§ Data supplied

+ + + + + + +

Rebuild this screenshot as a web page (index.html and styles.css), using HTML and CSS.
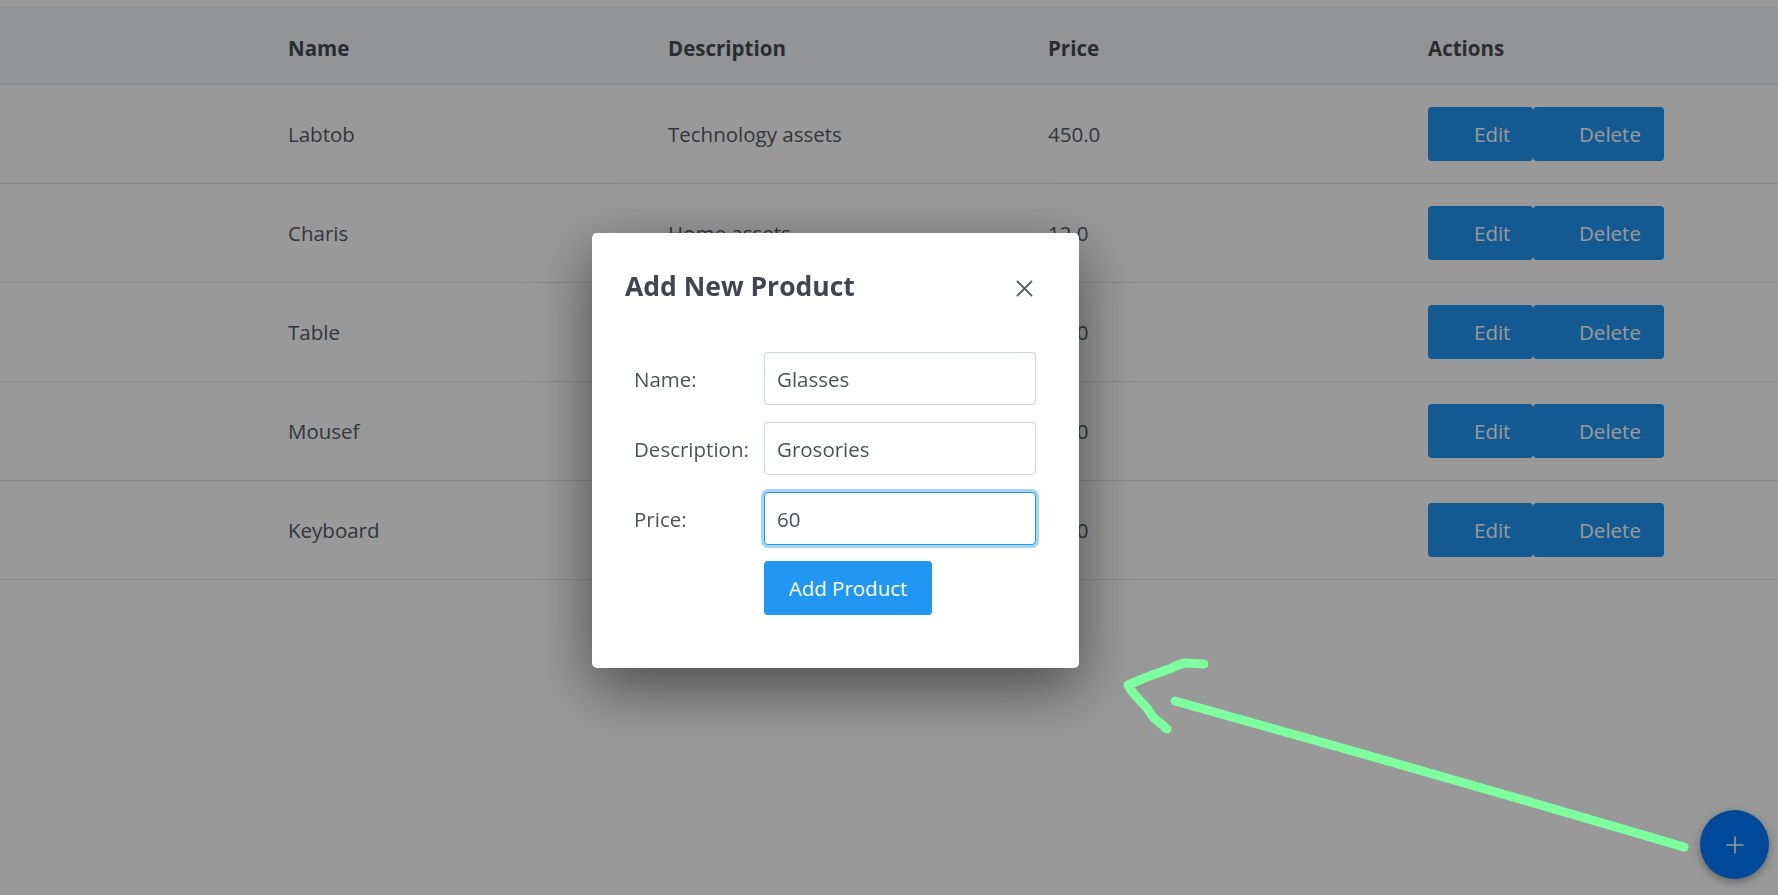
FILE: index.html
```html
<!DOCTYPE html>
<html lang="en">
<head>
<meta charset="utf-8">
<title>Products</title>
<link rel="stylesheet" href="styles.css">
</head>
<body>
  <main class="page">
    <div class="table">
      <div class="row head">
        <div class="cell">Name</div>
        <div class="cell">Description</div>
        <div class="cell">Price</div>
        <div class="cell">Actions</div>
      </div>
      <div class="row">
        <div class="cell">Labtob</div>
        <div class="cell">Technology assets</div>
        <div class="cell">450.0</div>
        <div class="cell actions"><button class="btn btn-edit">Edit</button><button class="btn btn-delete">Delete</button></div>
      </div>
      <div class="row">
        <div class="cell">Charis</div>
        <div class="cell">Home assets</div>
        <div class="cell">12.0</div>
        <div class="cell actions"><button class="btn btn-edit">Edit</button><button class="btn btn-delete">Delete</button></div>
      </div>
      <div class="row">
        <div class="cell">Table</div>
        <div class="cell">Home assets</div>
        <div class="cell">35.0</div>
        <div class="cell actions"><button class="btn btn-edit">Edit</button><button class="btn btn-delete">Delete</button></div>
      </div>
      <div class="row">
        <div class="cell">Mousef</div>
        <div class="cell">Technology assets</div>
        <div class="cell">20.0</div>
        <div class="cell actions"><button class="btn btn-edit">Edit</button><button class="btn btn-delete">Delete</button></div>
      </div>
      <div class="row">
        <div class="cell">Keyboard</div>
        <div class="cell">Technology assets</div>
        <div class="cell">45.0</div>
        <div class="cell actions"><button class="btn btn-edit">Edit</button><button class="btn btn-delete">Delete</button></div>
      </div>
    </div>
  </main>

  <button class="fab" aria-label="Add">
    <svg width="18" height="18" viewBox="0 0 18 18"><path d="M9 0.5V17.5M0.5 9H17.5" stroke="#fff" stroke-width="1.6" fill="none"/></svg>
  </button>

  <div class="backdrop"></div>

  <div class="modal">
    <div class="modal-header">
      <h2 class="modal-title">Add New Product</h2>
      <button class="close" aria-label="Close">
        <svg width="17" height="17" viewBox="0 0 17 17"><path d="M1 1L16 16M16 1L1 16" stroke="#5a626b" stroke-width="1.8" fill="none"/></svg>
      </button>
    </div>
    <form class="form">
      <label class="label">Name:</label>
      <input class="input" type="text" value="Glasses">
      <label class="label">Description:</label>
      <input class="input" type="text" value="Grosories">
      <label class="label">Price:</label>
      <input class="input focused" type="text" value="60">
      <span></span>
      <button type="button" class="btn-primary">Add Product</button>
    </form>
  </div>

  <svg class="annotation" width="1778" height="895" viewBox="0 0 1778 895">
    <g fill="none" stroke="#7dfe9f" stroke-width="9" stroke-linecap="round" stroke-linejoin="round">
      <path d="M1684 847 Q1430 772 1175 701"/>
      <path d="M1204 664 L1185 663 Q1176 665 1172 668 L1158 673 L1147 677 L1128 685 L1133 693 L1147 708 L1153 717 L1167 729"/>
    </g>
  </svg>
</body>
</html>
```

FILE: styles.css
```css
* { box-sizing: border-box; }

html, body {
  margin: 0;
  padding: 0;
  background: #ffffff;
  font-family: "Open Sans", "Noto Sans", Arial, sans-serif;
  overflow: hidden;
}

.page {
  width: 1778px;
  height: 895px;
}

.table {
  margin-top: 6px;
}

.row {
  display: grid;
  grid-template-columns: 380px 380px 380px 1fr;
  padding-left: 288px;
  height: 99px;
  border-bottom: 1px solid #e6e6e6;
  align-items: center;
  font-size: 20.5px;
  color: #565c64;
}

.row.head {
  height: 79px;
  background: #f6f7f8;
  font-weight: 700;
  color: #454c53;
  padding-top: 5px;
}

.actions {
  display: flex;
}

.btn {
  height: 54px;
  border: none;
  border-radius: 4px;
  background: #2196f3;
  color: #ffffff;
  font-family: inherit;
  font-size: 20.5px;
  text-align: left;
  padding: 0 0 0 46px;
}

.btn-edit { width: 105px; }
.btn-delete { width: 131px; }

.fab {
  position: fixed;
  right: 9px;
  bottom: 16px;
  width: 69px;
  height: 69px;
  border-radius: 50%;
  border: none;
  background: #007bff;
  display: flex;
  align-items: center;
  justify-content: center;
  padding: 0;
  box-shadow: 0 3px 8px rgba(0, 0, 0, 0.35);
}

.backdrop {
  position: fixed;
  inset: 0;
  background: rgba(0, 0, 0, 0.4);
}

.modal {
  position: fixed;
  left: 592px;
  top: 233px;
  width: 487px;
  background: #ffffff;
  border-radius: 5px;
  padding: 34px 43px 53px 33px;
  box-shadow: 0 20px 60px rgba(0, 0, 0, 0.5);
}

.modal-header {
  display: flex;
  justify-content: space-between;
  align-items: center;
}

.modal-title {
  margin: 0;
  font-size: 26.5px;
  line-height: 38px;
  font-weight: 700;
  color: #3f4650;
}

.close {
  border: none;
  background: none;
  padding: 0;
  width: 17px;
  height: 17px;
  margin: 4px 3px 0 0;
  display: block;
}
.close svg { display: block; }

.form {
  margin: 47px 0 0 9px;
  display: grid;
  grid-template-columns: 130px 272px;
  row-gap: 17px;
  align-items: center;
}

.label {
  font-size: 20.5px;
  color: #4d5359;
}

.input {
  height: 53px;
  width: 272px;
  border: 1px solid #ced4da;
  border-radius: 4px;
  padding: 0 12px;
  font-family: inherit;
  font-size: 20.5px;
  color: #495057;
  outline: none;
}

.input.focused {
  border-color: #2196f3;
  box-shadow: 0 0 0 3px rgba(33, 150, 243, 0.4);
}

.btn-primary {
  margin-top: -1px;
  width: 168px;
  height: 54px;
  border: none;
  border-radius: 4px;
  background: #2196f3;
  color: #ffffff;
  font-family: inherit;
  font-size: 20.5px;
  padding: 0;
}

.annotation {
  position: fixed;
  left: 0;
  top: 0;
  pointer-events: none;
}
```
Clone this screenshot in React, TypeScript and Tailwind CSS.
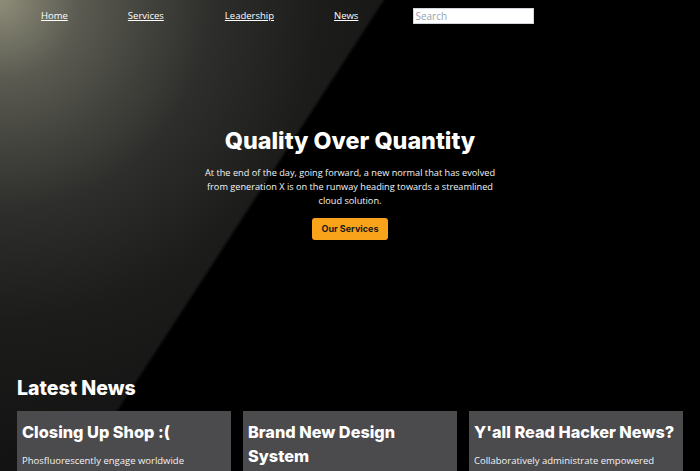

+ + + + + + +

§ What to produce
Pictures don't belong in the copy. Transcribe every record exactly as it appears.

§ Answer to the task
Rebuild this screenshot as a web page (index.html and styles.css), using HTML and CSS.
FILE: index.html
```html
<!DOCTYPE html>
<html lang="en">
<head>
<meta charset="utf-8">
<title>Products</title>
<link rel="stylesheet" href="styles.css">
</head>
<body>
  <main class="page">
    <div class="table">
      <div class="row head">
        <div class="cell">Name</div>
        <div class="cell">Description</div>
        <div class="cell">Price</div>
        <div class="cell">Actions</div>
      </div>
      <div class="row">
        <div class="cell">Labtob</div>
        <div class="cell">Technology assets</div>
        <div class="cell">450.0</div>
        <div class="cell actions"><button class="btn btn-edit">Edit</button><button class="btn btn-delete">Delete</button></div>
      </div>
      <div class="row">
        <div class="cell">Charis</div>
        <div class="cell">Home assets</div>
        <div class="cell">12.0</div>
        <div class="cell actions"><button class="btn btn-edit">Edit</button><button class="btn btn-delete">Delete</button></div>
      </div>
      <div class="row">
        <div class="cell">Table</div>
        <div class="cell">Home assets</div>
        <div class="cell">35.0</div>
        <div class="cell actions"><button class="btn btn-edit">Edit</button><button class="btn btn-delete">Delete</button></div>
      </div>
      <div class="row">
        <div class="cell">Mousef</div>
        <div class="cell">Technology assets</div>
        <div class="cell">20.0</div>
        <div class="cell actions"><button class="btn btn-edit">Edit</button><button class="btn btn-delete">Delete</button></div>
      </div>
      <div class="row">
        <div class="cell">Keyboard</div>
        <div class="cell">Technology assets</div>
        <div class="cell">45.0</div>
        <div class="cell actions"><button class="btn btn-edit">Edit</button><button class="btn btn-delete">Delete</button></div>
      </div>
    </div>
  </main>

  <button class="fab" aria-label="Add">
    <svg width="18" height="18" viewBox="0 0 18 18"><path d="M9 0.5V17.5M0.5 9H17.5" stroke="#fff" stroke-width="1.6" fill="none"/></svg>
  </button>

  <div class="backdrop"></div>

  <div class="modal">
    <div class="modal-header">
      <h2 class="modal-title">Add New Product</h2>
      <button class="close" aria-label="Close">
        <svg width="17" height="17" viewBox="0 0 17 17"><path d="M1 1L16 16M16 1L1 16" stroke="#5a626b" stroke-width="1.8" fill="none"/></svg>
      </button>
    </div>
    <form class="form">
      <label class="label">Name:</label>
      <input class="input" type="text" value="Glasses">
      <label class="label">Description:</label>
      <input class="input" type="text" value="Grosories">
      <label class="label">Price:</label>
      <input class="input focused" type="text" value="60">
      <span></span>
      <button type="button" class="btn-primary">Add Product</button>
    </form>
  </div>

  <svg class="annotation" width="1778" height="895" viewBox="0 0 1778 895">
    <g fill="none" stroke="#7dfe9f" stroke-width="9" stroke-linecap="round" stroke-linejoin="round">
      <path d="M1684 847 Q1430 772 1175 701"/>
      <path d="M1204 664 L1185 663 Q1176 665 1172 668 L1158 673 L1147 677 L1128 685 L1133 693 L1147 708 L1153 717 L1167 729"/>
    </g>
  </svg>
</body>
</html>
```

FILE: styles.css
```css
* { box-sizing: border-box; }

html, body {
  margin: 0;
  padding: 0;
  background: #ffffff;
  font-family: "Open Sans", "Noto Sans", Arial, sans-serif;
  overflow: hidden;
}

.page {
  width: 1778px;
  height: 895px;
}

.table {
  margin-top: 6px;
}

.row {
  display: grid;
  grid-template-columns: 380px 380px 380px 1fr;
  padding-left: 288px;
  height: 99px;
  border-bottom: 1px solid #e6e6e6;
  align-items: center;
  font-size: 20.5px;
  color: #565c64;
}

.row.head {
  height: 79px;
  background: #f6f7f8;
  font-weight: 700;
  color: #454c53;
  padding-top: 5px;
}

.actions {
  display: flex;
}

.btn {
  height: 54px;
  border: none;
  border-radius: 4px;
  background: #2196f3;
  color: #ffffff;
  font-family: inherit;
  font-size: 20.5px;
  text-align: left;
  padding: 0 0 0 46px;
}

.btn-edit { width: 105px; }
.btn-delete { width: 131px; }

.fab {
  position: fixed;
  right: 9px;
  bottom: 16px;
  width: 69px;
  height: 69px;
  border-radius: 50%;
  border: none;
  background: #007bff;
  display: flex;
  align-items: center;
  justify-content: center;
  padding: 0;
  box-shadow: 0 3px 8px rgba(0, 0, 0, 0.35);
}

.backdrop {
  position: fixed;
  inset: 0;
  background: rgba(0, 0, 0, 0.4);
}

.modal {
  position: fixed;
  left: 592px;
  top: 233px;
  width: 487px;
  background: #ffffff;
  border-radius: 5px;
  padding: 34px 43px 53px 33px;
  box-shadow: 0 20px 60px rgba(0, 0, 0, 0.5);
}

.modal-header {
  display: flex;
  justify-content: space-between;
  align-items: center;
}

.modal-title {
  margin: 0;
  font-size: 26.5px;
  line-height: 38px;
  font-weight: 700;
  color: #3f4650;
}

.close {
  border: none;
  background: none;
  padding: 0;
  width: 17px;
  height: 17px;
  margin: 4px 3px 0 0;
  display: block;
}
.close svg { display: block; }

.form {
  margin: 47px 0 0 9px;
  display: grid;
  grid-template-columns: 130px 272px;
  row-gap: 17px;
  align-items: center;
}

.label {
  font-size: 20.5px;
  color: #4d5359;
}

.input {
  height: 53px;
  width: 272px;
  border: 1px solid #ced4da;
  border-radius: 4px;
  padding: 0 12px;
  font-family: inherit;
  font-size: 20.5px;
  color: #495057;
  outline: none;
}

.input.focused {
  border-color: #2196f3;
  box-shadow: 0 0 0 3px rgba(33, 150, 243, 0.4);
}

.btn-primary {
  margin-top: -1px;
  width: 168px;
  height: 54px;
  border: none;
  border-radius: 4px;
  background: #2196f3;
  color: #ffffff;
  font-family: inherit;
  font-size: 20.5px;
  padding: 0;
}

.annotation {
  position: fixed;
  left: 0;
  top: 0;
  pointer-events: none;
}
```
Clone this screenshot in React, TypeScript and Tailwind CSS.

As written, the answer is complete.